__Set exercise__
Nothing in the data should change when you return it, but leave the pictures out.
+===+
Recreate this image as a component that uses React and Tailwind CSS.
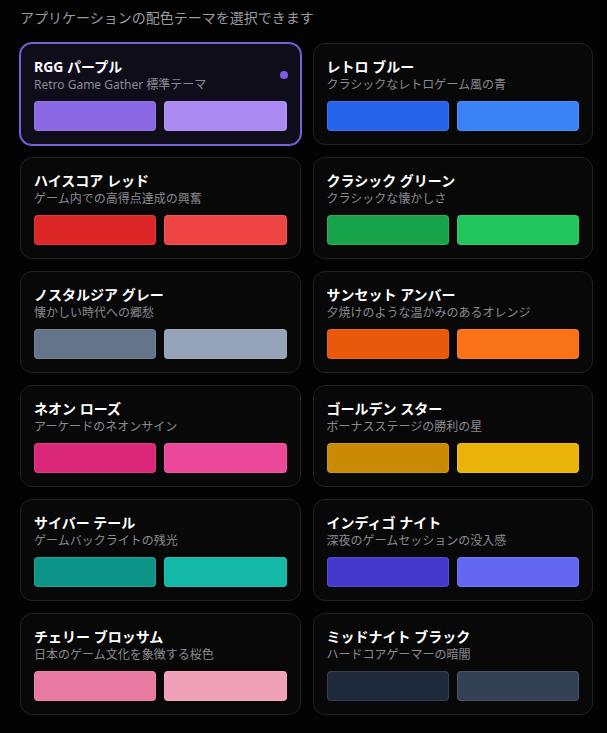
const themes = [
  { name: "RGG パープル", desc: "Retro Game Gather 標準テーマ", a: "bg-[#8a67e3]", b: "bg-[#ab8af2]", active: true },
  { name: "レトロ ブルー", desc: "クラシックなレトロゲーム風の青", a: "bg-[#2563eb]", b: "bg-[#3b82f6]" },
  { name: "ハイスコア レッド", desc: "ゲーム内での高得点達成の興奮", a: "bg-[#dc2626]", b: "bg-[#ef4444]" },
  { name: "クラシック グリーン", desc: "クラシックな懐かしさ", a: "bg-[#16a34a]", b: "bg-[#22c55e]" },
  { name: "ノスタルジア グレー", desc: "懐かしい時代への郷愁", a: "bg-[#64748b]", b: "bg-[#94a3b8]" },
  { name: "サンセット アンバー", desc: "夕焼けのような温かみのあるオレンジ", a: "bg-[#ea580c]", b: "bg-[#f97316]" },
  { name: "ネオン ローズ", desc: "アーケードのネオンサイン", a: "bg-[#db2777]", b: "bg-[#ec4899]" },
  { name: "ゴールデン スター", desc: "ボーナスステージの勝利の星", a: "bg-[#ca8a04]", b: "bg-[#eab308]" },
  { name: "サイバー テール", desc: "ゲームバックライトの残光", a: "bg-[#0d9488]", b: "bg-[#14b8a6]" },
  { name: "インディゴ ナイト", desc: "深夜のゲームセッションの没入感", a: "bg-[#4338ca]", b: "bg-[#6366f1]" },
  { name: "チェリー ブロッサム", desc: "日本のゲーム文化を象徴する桜色", a: "bg-[#e879a0]", b: "bg-[#f0a0b9]" },
  { name: "ミッドナイト ブラック", desc: "ハードコアゲーマーの暗闇", a: "bg-[#1e293b]", b: "bg-[#334155]" },
];

const App = () => {
  return (
    <div
      className="bg-[#030303] min-h-screen text-white pl-5 pr-[14px] pt-2"
      style={{ fontFamily: '"Noto Sans", "Noto Sans CJK JP", sans-serif' }}
    >
      <p className="text-sm leading-5 text-[#9a9aa0] mb-[15px]">
        アプリケーションの配色テーマを選択できます
      </p>
      <div className="grid grid-cols-2 gap-3">
        {themes.map((t, i) => (
          <div
            key={i}
            className={
              t.active
                ? "relative rounded-xl border border-[#7a5fd6] ring-1 ring-[#7a5fd6] bg-[#100d1a] p-[13px]"
                : "relative rounded-xl border border-[#1f1f24] bg-[#080808] p-[13px]"
            }
          >
            {t.active && (
              <span className="absolute right-3 top-[27px] w-2 h-2 rounded-full bg-[#7a5ce8]"></span>
            )}
            <div className="text-sm leading-5 font-bold text-white">{t.name}</div>
            <div className="text-xs leading-4 text-[#8a8a90]">{t.desc}</div>
            <div className="flex gap-2 mt-2">
              <div className={"flex-1 h-[30px] rounded border border-white/10 " + t.a}></div>
              <div className={"flex-1 h-[30px] rounded border border-white/10 " + t.b}></div>
            </div>
          </div>
        ))}
      </div>
    </div>
  );
};

export default App;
+===+
__Output below__
Recreate this image as a component that uses React and Tailwind CSS.
const themes = [
  { name: "RGG パープル", desc: "Retro Game Gather 標準テーマ", a: "bg-[#8a67e3]", b: "bg-[#ab8af2]", active: true },
  { name: "レトロ ブルー", desc: "クラシックなレトロゲーム風の青", a: "bg-[#2563eb]", b: "bg-[#3b82f6]" },
  { name: "ハイスコア レッド", desc: "ゲーム内での高得点達成の興奮", a: "bg-[#dc2626]", b: "bg-[#ef4444]" },
  { name: "クラシック グリーン", desc: "クラシックな懐かしさ", a: "bg-[#16a34a]", b: "bg-[#22c55e]" },
  { name: "ノスタルジア グレー", desc: "懐かしい時代への郷愁", a: "bg-[#64748b]", b: "bg-[#94a3b8]" },
  { name: "サンセット アンバー", desc: "夕焼けのような温かみのあるオレンジ", a: "bg-[#ea580c]", b: "bg-[#f97316]" },
  { name: "ネオン ローズ", desc: "アーケードのネオンサイン", a: "bg-[#db2777]", b: "bg-[#ec4899]" },
  { name: "ゴールデン スター", desc: "ボーナスステージの勝利の星", a: "bg-[#ca8a04]", b: "bg-[#eab308]" },
  { name: "サイバー テール", desc: "ゲームバックライトの残光", a: "bg-[#0d9488]", b: "bg-[#14b8a6]" },
  { name: "インディゴ ナイト", desc: "深夜のゲームセッションの没入感", a: "bg-[#4338ca]", b: "bg-[#6366f1]" },
  { name: "チェリー ブロッサム", desc: "日本のゲーム文化を象徴する桜色", a: "bg-[#e879a0]", b: "bg-[#f0a0b9]" },
  { name: "ミッドナイト ブラック", desc: "ハードコアゲーマーの暗闇", a: "bg-[#1e293b]", b: "bg-[#334155]" },
];

const App = () => {
  return (
    <div
      className="bg-[#030303] min-h-screen text-white pl-5 pr-[14px] pt-2"
      style={{ fontFamily: '"Noto Sans", "Noto Sans CJK JP", sans-serif' }}
    >
      <p className="text-sm leading-5 text-[#9a9aa0] mb-[15px]">
        アプリケーションの配色テーマを選択できます
      </p>
      <div className="grid grid-cols-2 gap-3">
        {themes.map((t, i) => (
          <div
            key={i}
            className={
              t.active
                ? "relative rounded-xl border border-[#7a5fd6] ring-1 ring-[#7a5fd6] bg-[#100d1a] p-[13px]"
                : "relative rounded-xl border border-[#1f1f24] bg-[#080808] p-[13px]"
            }
          >
            {t.active && (
              <span className="absolute right-3 top-[27px] w-2 h-2 rounded-full bg-[#7a5ce8]"></span>
            )}
            <div className="text-sm leading-5 font-bold text-white">{t.name}</div>
            <div className="text-xs leading-4 text-[#8a8a90]">{t.desc}</div>
            <div className="flex gap-2 mt-2">
              <div className={"flex-1 h-[30px] rounded border border-white/10 " + t.a}></div>
              <div className={"flex-1 h-[30px] rounded border border-white/10 " + t.b}></div>
            </div>
          </div>
        ))}
      </div>
    </div>
  );
};

export default App;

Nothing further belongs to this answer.